_Work instructions_.
Do not carry the pictures over; copy every other part of the entries exactly.

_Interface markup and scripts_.
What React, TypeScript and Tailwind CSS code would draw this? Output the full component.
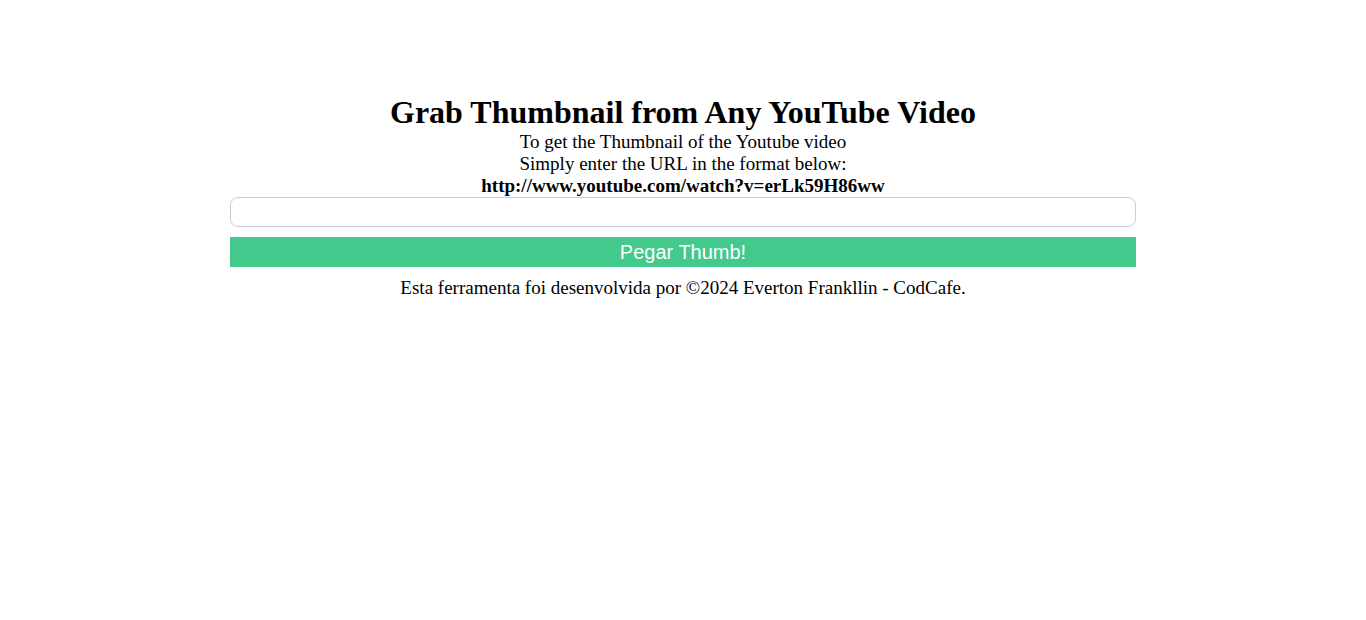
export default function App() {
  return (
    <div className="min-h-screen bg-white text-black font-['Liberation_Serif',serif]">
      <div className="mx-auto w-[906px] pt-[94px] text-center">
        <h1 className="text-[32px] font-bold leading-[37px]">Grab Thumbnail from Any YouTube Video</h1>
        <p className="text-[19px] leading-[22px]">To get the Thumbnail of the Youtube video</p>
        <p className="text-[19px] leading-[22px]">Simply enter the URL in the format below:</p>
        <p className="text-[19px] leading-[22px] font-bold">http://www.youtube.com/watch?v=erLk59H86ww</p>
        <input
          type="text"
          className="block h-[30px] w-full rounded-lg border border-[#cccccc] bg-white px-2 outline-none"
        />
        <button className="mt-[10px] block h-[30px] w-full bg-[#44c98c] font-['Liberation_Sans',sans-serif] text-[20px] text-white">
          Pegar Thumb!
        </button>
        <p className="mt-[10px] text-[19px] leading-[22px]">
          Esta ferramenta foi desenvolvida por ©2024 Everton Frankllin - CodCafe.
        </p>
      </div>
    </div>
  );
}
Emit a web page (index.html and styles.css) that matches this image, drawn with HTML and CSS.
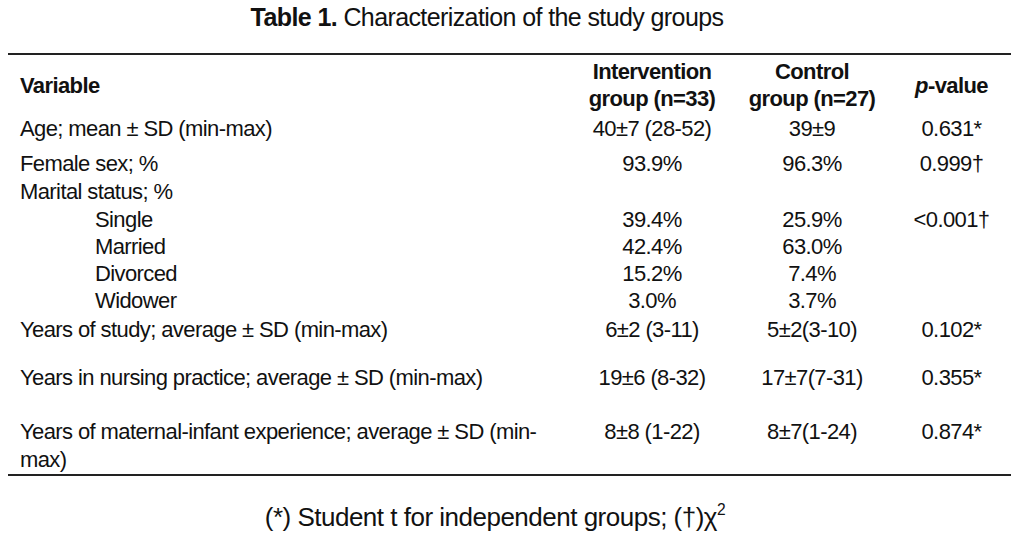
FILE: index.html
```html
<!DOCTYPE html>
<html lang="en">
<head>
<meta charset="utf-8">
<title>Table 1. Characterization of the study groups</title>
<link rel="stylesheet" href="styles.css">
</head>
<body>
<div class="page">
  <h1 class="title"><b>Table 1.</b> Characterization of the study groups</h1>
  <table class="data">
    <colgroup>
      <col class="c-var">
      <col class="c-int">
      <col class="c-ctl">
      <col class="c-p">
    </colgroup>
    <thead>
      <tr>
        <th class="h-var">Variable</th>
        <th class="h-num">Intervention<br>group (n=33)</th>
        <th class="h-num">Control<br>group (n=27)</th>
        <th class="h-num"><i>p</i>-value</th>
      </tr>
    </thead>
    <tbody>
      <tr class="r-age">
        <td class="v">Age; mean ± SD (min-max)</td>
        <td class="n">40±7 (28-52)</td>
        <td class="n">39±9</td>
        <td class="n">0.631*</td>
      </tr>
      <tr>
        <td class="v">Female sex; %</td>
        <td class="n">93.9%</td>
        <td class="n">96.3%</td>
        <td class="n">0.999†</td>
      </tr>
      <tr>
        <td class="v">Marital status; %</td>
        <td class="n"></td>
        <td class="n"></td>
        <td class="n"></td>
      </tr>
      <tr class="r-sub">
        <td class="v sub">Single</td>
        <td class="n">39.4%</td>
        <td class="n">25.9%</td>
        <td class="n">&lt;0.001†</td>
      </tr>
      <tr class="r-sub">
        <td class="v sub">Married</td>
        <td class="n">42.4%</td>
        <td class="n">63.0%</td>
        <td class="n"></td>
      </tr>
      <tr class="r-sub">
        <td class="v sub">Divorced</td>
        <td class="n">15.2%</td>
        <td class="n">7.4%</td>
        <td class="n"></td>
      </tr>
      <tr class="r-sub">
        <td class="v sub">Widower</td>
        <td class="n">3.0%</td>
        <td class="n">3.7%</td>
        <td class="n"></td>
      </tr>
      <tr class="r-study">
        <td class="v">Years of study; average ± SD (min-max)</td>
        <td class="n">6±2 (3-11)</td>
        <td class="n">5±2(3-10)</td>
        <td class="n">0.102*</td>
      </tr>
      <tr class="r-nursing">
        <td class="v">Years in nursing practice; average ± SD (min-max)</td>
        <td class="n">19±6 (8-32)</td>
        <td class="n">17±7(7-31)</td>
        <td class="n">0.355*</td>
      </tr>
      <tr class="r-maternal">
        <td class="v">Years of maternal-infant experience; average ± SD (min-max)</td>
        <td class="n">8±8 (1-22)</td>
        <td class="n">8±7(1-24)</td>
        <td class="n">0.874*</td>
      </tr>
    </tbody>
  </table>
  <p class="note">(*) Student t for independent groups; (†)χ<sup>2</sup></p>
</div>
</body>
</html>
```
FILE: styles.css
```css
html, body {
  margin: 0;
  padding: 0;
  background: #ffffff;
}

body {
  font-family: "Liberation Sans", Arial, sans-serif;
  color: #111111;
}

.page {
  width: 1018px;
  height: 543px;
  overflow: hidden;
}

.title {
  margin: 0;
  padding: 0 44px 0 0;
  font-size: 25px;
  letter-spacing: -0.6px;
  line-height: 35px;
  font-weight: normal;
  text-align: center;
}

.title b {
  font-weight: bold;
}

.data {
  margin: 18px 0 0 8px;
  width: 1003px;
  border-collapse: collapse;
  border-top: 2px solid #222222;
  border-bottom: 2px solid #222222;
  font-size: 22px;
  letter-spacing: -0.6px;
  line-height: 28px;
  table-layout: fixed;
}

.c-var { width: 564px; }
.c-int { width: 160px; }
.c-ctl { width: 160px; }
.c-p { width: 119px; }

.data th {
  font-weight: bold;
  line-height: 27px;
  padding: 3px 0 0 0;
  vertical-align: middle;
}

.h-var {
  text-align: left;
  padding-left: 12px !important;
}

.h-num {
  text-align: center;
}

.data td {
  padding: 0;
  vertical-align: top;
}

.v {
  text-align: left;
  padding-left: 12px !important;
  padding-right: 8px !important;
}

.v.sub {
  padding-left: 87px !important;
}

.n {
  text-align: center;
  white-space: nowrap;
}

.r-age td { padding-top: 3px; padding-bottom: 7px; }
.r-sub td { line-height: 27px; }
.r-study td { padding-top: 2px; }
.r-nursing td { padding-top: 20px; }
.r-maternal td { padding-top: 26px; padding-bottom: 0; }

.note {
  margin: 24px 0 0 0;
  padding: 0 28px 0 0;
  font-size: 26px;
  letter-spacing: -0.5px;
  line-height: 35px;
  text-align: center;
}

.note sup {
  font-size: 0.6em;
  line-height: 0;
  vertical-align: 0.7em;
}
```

_Exercise output_.
What React, TypeScript and Tailwind CSS code would draw this? Output the full component.
export default function App() {
  return (
    <div className="min-h-screen bg-white text-black font-['Liberation_Serif',serif]">
      <div className="mx-auto w-[906px] pt-[94px] text-center">
        <h1 className="text-[32px] font-bold leading-[37px]">Grab Thumbnail from Any YouTube Video</h1>
        <p className="text-[19px] leading-[22px]">To get the Thumbnail of the Youtube video</p>
        <p className="text-[19px] leading-[22px]">Simply enter the URL in the format below:</p>
        <p className="text-[19px] leading-[22px] font-bold">http://www.youtube.com/watch?v=erLk59H86ww</p>
        <input
          type="text"
          className="block h-[30px] w-full rounded-lg border border-[#cccccc] bg-white px-2 outline-none"
        />
        <button className="mt-[10px] block h-[30px] w-full bg-[#44c98c] font-['Liberation_Sans',sans-serif] text-[20px] text-white">
          Pegar Thumb!
        </button>
        <p className="mt-[10px] text-[19px] leading-[22px]">
          Esta ferramenta foi desenvolvida por ©2024 Everton Frankllin - CodCafe.
        </p>
      </div>
    </div>
  );
}
Emit a web page (index.html and styles.css) that matches this image, drawn with HTML and CSS.
FILE: index.html
```html
<!DOCTYPE html>
<html lang="en">
<head>
<meta charset="utf-8">
<title>Table 1. Characterization of the study groups</title>
<link rel="stylesheet" href="styles.css">
</head>
<body>
<div class="page">
  <h1 class="title"><b>Table 1.</b> Characterization of the study groups</h1>
  <table class="data">
    <colgroup>
      <col class="c-var">
      <col class="c-int">
      <col class="c-ctl">
      <col class="c-p">
    </colgroup>
    <thead>
      <tr>
        <th class="h-var">Variable</th>
        <th class="h-num">Intervention<br>group (n=33)</th>
        <th class="h-num">Control<br>group (n=27)</th>
        <th class="h-num"><i>p</i>-value</th>
      </tr>
    </thead>
    <tbody>
      <tr class="r-age">
        <td class="v">Age; mean ± SD (min-max)</td>
        <td class="n">40±7 (28-52)</td>
        <td class="n">39±9</td>
        <td class="n">0.631*</td>
      </tr>
      <tr>
        <td class="v">Female sex; %</td>
        <td class="n">93.9%</td>
        <td class="n">96.3%</td>
        <td class="n">0.999†</td>
      </tr>
      <tr>
        <td class="v">Marital status; %</td>
        <td class="n"></td>
        <td class="n"></td>
        <td class="n"></td>
      </tr>
      <tr class="r-sub">
        <td class="v sub">Single</td>
        <td class="n">39.4%</td>
        <td class="n">25.9%</td>
        <td class="n">&lt;0.001†</td>
      </tr>
      <tr class="r-sub">
        <td class="v sub">Married</td>
        <td class="n">42.4%</td>
        <td class="n">63.0%</td>
        <td class="n"></td>
      </tr>
      <tr class="r-sub">
        <td class="v sub">Divorced</td>
        <td class="n">15.2%</td>
        <td class="n">7.4%</td>
        <td class="n"></td>
      </tr>
      <tr class="r-sub">
        <td class="v sub">Widower</td>
        <td class="n">3.0%</td>
        <td class="n">3.7%</td>
        <td class="n"></td>
      </tr>
      <tr class="r-study">
        <td class="v">Years of study; average ± SD (min-max)</td>
        <td class="n">6±2 (3-11)</td>
        <td class="n">5±2(3-10)</td>
        <td class="n">0.102*</td>
      </tr>
      <tr class="r-nursing">
        <td class="v">Years in nursing practice; average ± SD (min-max)</td>
        <td class="n">19±6 (8-32)</td>
        <td class="n">17±7(7-31)</td>
        <td class="n">0.355*</td>
      </tr>
      <tr class="r-maternal">
        <td class="v">Years of maternal-infant experience; average ± SD (min-max)</td>
        <td class="n">8±8 (1-22)</td>
        <td class="n">8±7(1-24)</td>
        <td class="n">0.874*</td>
      </tr>
    </tbody>
  </table>
  <p class="note">(*) Student t for independent groups; (†)χ<sup>2</sup></p>
</div>
</body>
</html>
```
FILE: styles.css
```css
html, body {
  margin: 0;
  padding: 0;
  background: #ffffff;
}

body {
  font-family: "Liberation Sans", Arial, sans-serif;
  color: #111111;
}

.page {
  width: 1018px;
  height: 543px;
  overflow: hidden;
}

.title {
  margin: 0;
  padding: 0 44px 0 0;
  font-size: 25px;
  letter-spacing: -0.6px;
  line-height: 35px;
  font-weight: normal;
  text-align: center;
}

.title b {
  font-weight: bold;
}

.data {
  margin: 18px 0 0 8px;
  width: 1003px;
  border-collapse: collapse;
  border-top: 2px solid #222222;
  border-bottom: 2px solid #222222;
  font-size: 22px;
  letter-spacing: -0.6px;
  line-height: 28px;
  table-layout: fixed;
}

.c-var { width: 564px; }
.c-int { width: 160px; }
.c-ctl { width: 160px; }
.c-p { width: 119px; }

.data th {
  font-weight: bold;
  line-height: 27px;
  padding: 3px 0 0 0;
  vertical-align: middle;
}

.h-var {
  text-align: left;
  padding-left: 12px !important;
}

.h-num {
  text-align: center;
}

.data td {
  padding: 0;
  vertical-align: top;
}

.v {
  text-align: left;
  padding-left: 12px !important;
  padding-right: 8px !important;
}

.v.sub {
  padding-left: 87px !important;
}

.n {
  text-align: center;
  white-space: nowrap;
}

.r-age td { padding-top: 3px; padding-bottom: 7px; }
.r-sub td { line-height: 27px; }
.r-study td { padding-top: 2px; }
.r-nursing td { padding-top: 20px; }
.r-maternal td { padding-top: 26px; padding-bottom: 0; }

.note {
  margin: 24px 0 0 0;
  padding: 0 28px 0 0;
  font-size: 26px;
  letter-spacing: -0.5px;
  line-height: 35px;
  text-align: center;
}

.note sup {
  font-size: 0.6em;
  line-height: 0;
  vertical-align: 0.7em;
}
```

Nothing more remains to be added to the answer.